Supplied information
===

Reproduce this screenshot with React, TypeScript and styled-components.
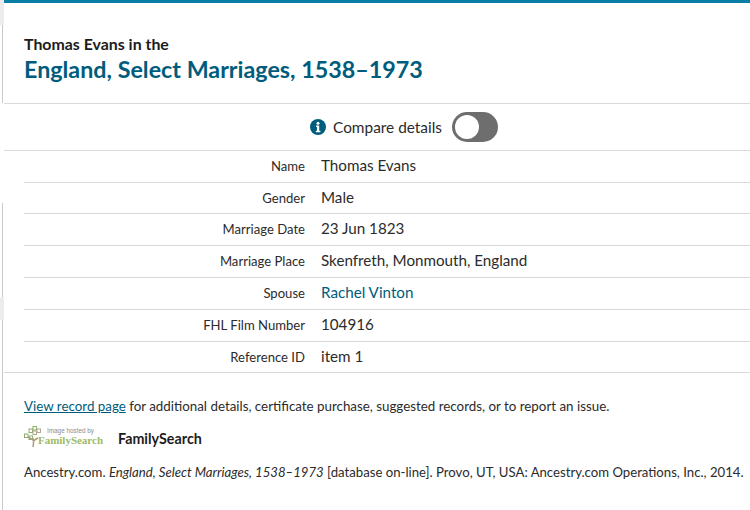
import React from 'react';
import styled, { createGlobalStyle } from 'styled-components';

const GlobalStyle = createGlobalStyle`
  html, body {
    margin: 0;
    padding: 0;
    background: #fff;
    font-family: "Lato", "Open Sans", sans-serif;
    color: #2b2b2b;
  }
`;

const Page = styled.div`
  width: 750px;
  height: 510px;
  overflow: hidden;
  display: flex;
  background: #fff;
`;

const Edge = styled.div`
  width: 4px;
  flex: none;
  display: flex;
  flex-direction: column;
`;

const EdgePiece = styled.div<{ $h: number; $line?: boolean; $fill?: boolean }>`
  height: ${(p) => p.$h}px;
  flex: none;
  box-sizing: border-box;
  background: ${(p) => (p.$fill ? '#ececec' : '#fff')};
  border-right: ${(p) => (p.$line ? '1px solid #c9c9c9' : 'none')};
  margin-right: ${(p) => (p.$line ? '1px' : '0')};
`;

const Panel = styled.div`
  flex: 1;
  min-width: 0;
  border-top: 3px solid #0a7ea4;
`;

const Header = styled.header`
  padding: 31px 20px 0;
  height: 101px;
  box-sizing: border-box;
  border-bottom: 1px solid #d9d9d9;
`;

const Lead = styled.div`
  font-size: 15.9px;
  line-height: 20px;
  font-weight: 700;
  color: #1c1c1c;
`;

const Title = styled.h1`
  margin: 0;
  font-size: 23.3px;
  line-height: 30px;
  font-weight: 700;
  color: #005c7c;
`;

const CompareBar = styled.div`
  height: 47px;
  box-sizing: border-box;
  display: flex;
  align-items: center;
  justify-content: center;
  gap: 7px;
  padding-left: 54px;
  border-bottom: 1px solid #d9d9d9;
  font-size: 15.4px;
`;

const Toggle = styled.span`
  width: 46px;
  height: 30px;
  margin-left: 3px;
  border-radius: 15px;
  background: #6e6e6e;
  display: flex;
  align-items: center;
  padding-left: 3px;
  box-sizing: border-box;
`;

const Knob = styled.span`
  width: 24px;
  height: 24px;
  border-radius: 50%;
  background: #fff;
`;

const Rows = styled.div`
  padding-left: 20px;
  border-bottom: 1px solid #d9d9d9;
`;

const Row = styled.div`
  display: grid;
  grid-template-columns: 281px 1fr;
  column-gap: 16px;
  height: 32px;
  padding-bottom: 3px;
  align-items: center;
  box-sizing: border-box;
  border-bottom: 1px solid #d9d9d9;

  &:nth-child(2) {
    height: 31px;
  }

  &:last-child {
    height: 30px;
    border-bottom: none;
  }
`;

const Label = styled.div`
  text-align: right;
  font-size: 13.1px;
  padding-top: 2px;
`;

const Value = styled.div`
  font-size: 15.2px;
`;

const RecordLink = styled.a<{ $under?: boolean }>`
  color: #005c7c;
  text-decoration: ${(p) => (p.$under ? 'underline' : 'none')};
`;

const Footer = styled.div`
  padding: 24px 0 0 20px;
  font-size: 13.35px;
`;

const Line = styled.div`
  line-height: 18px;
  white-space: nowrap;
`;

const Citation = styled(Line)`
  font-size: 13.16px;
`;

const HostRow = styled.div`
  display: flex;
  align-items: center;
  gap: 14px;
  margin: 11px 0 13px;
  height: 24px;
`;

const HostName = styled.span`
  font-weight: 700;
  font-size: 14.3px;
  color: #1c1c1c;
`;

const LogoSvg = styled.svg`
  flex: none;
  overflow: visible;
`;

const InfoIcon = () => (
  <svg width="16" height="16" viewBox="0 0 16 16" aria-hidden="true">
    <circle cx="8" cy="8" r="8" fill="#005c7c" />
    <circle cx="8" cy="4.2" r="1.5" fill="#fff" />
    <path d="M6 6.6h3.2v5.2H10.4v1.5H5.8v-1.5h1.2V8.1H6z" fill="#fff" />
  </svg>
);

const FamilySearchLogo = () => (
  <LogoSvg width="80" height="24" viewBox="0 0 80 24" aria-hidden="true">
    <g fill="none" stroke="#8fae6a" strokeWidth="1">
      <rect x="5" y="3" width="3.5" height="3.5" />
      <rect x="9" y="0.5" width="3.5" height="3.5" />
      <rect x="9" y="5" width="3.5" height="3.5" stroke="#b0a890" />
      <rect x="13" y="3" width="3.5" height="3.5" stroke="#b0a890" />
      <rect x="0.5" y="8" width="3.5" height="3.5" />
      <rect x="5" y="10" width="3.5" height="3.5" />
    </g>
    <path d="M9 21c1-4 1-6 0-9M9 15l5-3M9 14l-5-3" fill="none" stroke="#a89f80" strokeWidth="1.5" />
    <text x="23" y="7" fontSize="6.5" fill="#8c8c8c" textLength="47" lengthAdjust="spacingAndGlyphs" fontFamily="Liberation Sans, sans-serif">Image hosted by</text>
    <text x="14" y="18" fontSize="10.8" fontWeight="700" fill="#9dbb63" textLength="65" lengthAdjust="spacingAndGlyphs" fontFamily="Liberation Serif, serif">FamilySearch</text>
  </LogoSvg>
);

const fields = [
  { label: 'Name', value: 'Thomas Evans' },
  { label: 'Gender', value: 'Male' },
  { label: 'Marriage Date', value: '23 Jun 1823' },
  { label: 'Marriage Place', value: 'Skenfreth, Monmouth, England' },
  { label: 'Spouse', value: 'Rachel Vinton', link: true },
  { label: 'FHL Film Number', value: '104916' },
  { label: 'Reference ID', value: 'item 1' },
];

export default function App() {
  return (
    <Page>
      <GlobalStyle />
      <Edge>
        <EdgePiece $h={25} $fill />
        <EdgePiece $h={78} $line />
        <EdgePiece $h={100} />
        <EdgePiece $h={94} $line />
        <EdgePiece $h={23} $fill />
        <EdgePiece $h={190} $line />
      </Edge>
      <Panel>
        <Header>
          <Lead>Thomas Evans in the</Lead>
          <Title>England, Select Marriages, 1538–1973</Title>
        </Header>
        <CompareBar>
          <InfoIcon />
          <span>Compare details</span>
          <Toggle>
            <Knob />
          </Toggle>
        </CompareBar>
        <Rows>
          {fields.map((f) => (
            <Row key={f.label}>
              <Label>{f.label}</Label>
              <Value>{f.link ? <RecordLink href="#">{f.value}</RecordLink> : f.value}</Value>
            </Row>
          ))}
        </Rows>
        <Footer>
          <Line>
            <RecordLink href="#" $under>View record page</RecordLink> for additional details, certificate purchase, suggested records, or to report an issue.
          </Line>
          <HostRow>
            <FamilySearchLogo />
            <HostName>FamilySearch</HostName>
          </HostRow>
          <Citation>
            Ancestry.com. <em>England, Select Marriages, 1538–1973</em> [database on-line]. Provo, UT, USA: Ancestry.com Operations, Inc., 2014.
          </Citation>
        </Footer>
      </Panel>
    </Page>
  );
}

===

Restate the data above word for word. Skip every picture.

Reproduce this screenshot with React, TypeScript and styled-components.
import React from 'react';
import styled, { createGlobalStyle } from 'styled-components';

const GlobalStyle = createGlobalStyle`
  html, body {
    margin: 0;
    padding: 0;
    background: #fff;
    font-family: "Lato", "Open Sans", sans-serif;
    color: #2b2b2b;
  }
`;

const Page = styled.div`
  width: 750px;
  height: 510px;
  overflow: hidden;
  display: flex;
  background: #fff;
`;

const Edge = styled.div`
  width: 4px;
  flex: none;
  display: flex;
  flex-direction: column;
`;

const EdgePiece = styled.div<{ $h: number; $line?: boolean; $fill?: boolean }>`
  height: ${(p) => p.$h}px;
  flex: none;
  box-sizing: border-box;
  background: ${(p) => (p.$fill ? '#ececec' : '#fff')};
  border-right: ${(p) => (p.$line ? '1px solid #c9c9c9' : 'none')};
  margin-right: ${(p) => (p.$line ? '1px' : '0')};
`;

const Panel = styled.div`
  flex: 1;
  min-width: 0;
  border-top: 3px solid #0a7ea4;
`;

const Header = styled.header`
  padding: 31px 20px 0;
  height: 101px;
  box-sizing: border-box;
  border-bottom: 1px solid #d9d9d9;
`;

const Lead = styled.div`
  font-size: 15.9px;
  line-height: 20px;
  font-weight: 700;
  color: #1c1c1c;
`;

const Title = styled.h1`
  margin: 0;
  font-size: 23.3px;
  line-height: 30px;
  font-weight: 700;
  color: #005c7c;
`;

const CompareBar = styled.div`
  height: 47px;
  box-sizing: border-box;
  display: flex;
  align-items: center;
  justify-content: center;
  gap: 7px;
  padding-left: 54px;
  border-bottom: 1px solid #d9d9d9;
  font-size: 15.4px;
`;

const Toggle = styled.span`
  width: 46px;
  height: 30px;
  margin-left: 3px;
  border-radius: 15px;
  background: #6e6e6e;
  display: flex;
  align-items: center;
  padding-left: 3px;
  box-sizing: border-box;
`;

const Knob = styled.span`
  width: 24px;
  height: 24px;
  border-radius: 50%;
  background: #fff;
`;

const Rows = styled.div`
  padding-left: 20px;
  border-bottom: 1px solid #d9d9d9;
`;

const Row = styled.div`
  display: grid;
  grid-template-columns: 281px 1fr;
  column-gap: 16px;
  height: 32px;
  padding-bottom: 3px;
  align-items: center;
  box-sizing: border-box;
  border-bottom: 1px solid #d9d9d9;

  &:nth-child(2) {
    height: 31px;
  }

  &:last-child {
    height: 30px;
    border-bottom: none;
  }
`;

const Label = styled.div`
  text-align: right;
  font-size: 13.1px;
  padding-top: 2px;
`;

const Value = styled.div`
  font-size: 15.2px;
`;

const RecordLink = styled.a<{ $under?: boolean }>`
  color: #005c7c;
  text-decoration: ${(p) => (p.$under ? 'underline' : 'none')};
`;

const Footer = styled.div`
  padding: 24px 0 0 20px;
  font-size: 13.35px;
`;

const Line = styled.div`
  line-height: 18px;
  white-space: nowrap;
`;

const Citation = styled(Line)`
  font-size: 13.16px;
`;

const HostRow = styled.div`
  display: flex;
  align-items: center;
  gap: 14px;
  margin: 11px 0 13px;
  height: 24px;
`;

const HostName = styled.span`
  font-weight: 700;
  font-size: 14.3px;
  color: #1c1c1c;
`;

const LogoSvg = styled.svg`
  flex: none;
  overflow: visible;
`;

const InfoIcon = () => (
  <svg width="16" height="16" viewBox="0 0 16 16" aria-hidden="true">
    <circle cx="8" cy="8" r="8" fill="#005c7c" />
    <circle cx="8" cy="4.2" r="1.5" fill="#fff" />
    <path d="M6 6.6h3.2v5.2H10.4v1.5H5.8v-1.5h1.2V8.1H6z" fill="#fff" />
  </svg>
);

const FamilySearchLogo = () => (
  <LogoSvg width="80" height="24" viewBox="0 0 80 24" aria-hidden="true">
    <g fill="none" stroke="#8fae6a" strokeWidth="1">
      <rect x="5" y="3" width="3.5" height="3.5" />
      <rect x="9" y="0.5" width="3.5" height="3.5" />
      <rect x="9" y="5" width="3.5" height="3.5" stroke="#b0a890" />
      <rect x="13" y="3" width="3.5" height="3.5" stroke="#b0a890" />
      <rect x="0.5" y="8" width="3.5" height="3.5" />
      <rect x="5" y="10" width="3.5" height="3.5" />
    </g>
    <path d="M9 21c1-4 1-6 0-9M9 15l5-3M9 14l-5-3" fill="none" stroke="#a89f80" strokeWidth="1.5" />
    <text x="23" y="7" fontSize="6.5" fill="#8c8c8c" textLength="47" lengthAdjust="spacingAndGlyphs" fontFamily="Liberation Sans, sans-serif">Image hosted by</text>
    <text x="14" y="18" fontSize="10.8" fontWeight="700" fill="#9dbb63" textLength="65" lengthAdjust="spacingAndGlyphs" fontFamily="Liberation Serif, serif">FamilySearch</text>
  </LogoSvg>
);

const fields = [
  { label: 'Name', value: 'Thomas Evans' },
  { label: 'Gender', value: 'Male' },
  { label: 'Marriage Date', value: '23 Jun 1823' },
  { label: 'Marriage Place', value: 'Skenfreth, Monmouth, England' },
  { label: 'Spouse', value: 'Rachel Vinton', link: true },
  { label: 'FHL Film Number', value: '104916' },
  { label: 'Reference ID', value: 'item 1' },
];

export default function App() {
  return (
    <Page>
      <GlobalStyle />
      <Edge>
        <EdgePiece $h={25} $fill />
        <EdgePiece $h={78} $line />
        <EdgePiece $h={100} />
        <EdgePiece $h={94} $line />
        <EdgePiece $h={23} $fill />
        <EdgePiece $h={190} $line />
      </Edge>
      <Panel>
        <Header>
          <Lead>Thomas Evans in the</Lead>
          <Title>England, Select Marriages, 1538–1973</Title>
        </Header>
        <CompareBar>
          <InfoIcon />
          <span>Compare details</span>
          <Toggle>
            <Knob />
          </Toggle>
        </CompareBar>
        <Rows>
          {fields.map((f) => (
            <Row key={f.label}>
              <Label>{f.label}</Label>
              <Value>{f.link ? <RecordLink href="#">{f.value}</RecordLink> : f.value}</Value>
            </Row>
          ))}
        </Rows>
        <Footer>
          <Line>
            <RecordLink href="#" $under>View record page</RecordLink> for additional details, certificate purchase, suggested records, or to report an issue.
          </Line>
          <HostRow>
            <FamilySearchLogo />
            <HostName>FamilySearch</HostName>
          </HostRow>
          <Citation>
            Ancestry.com. <em>England, Select Marriages, 1538–1973</em> [database on-line]. Provo, UT, USA: Ancestry.com Operations, Inc., 2014.
          </Citation>
        </Footer>
      </Panel>
    </Page>
  );
}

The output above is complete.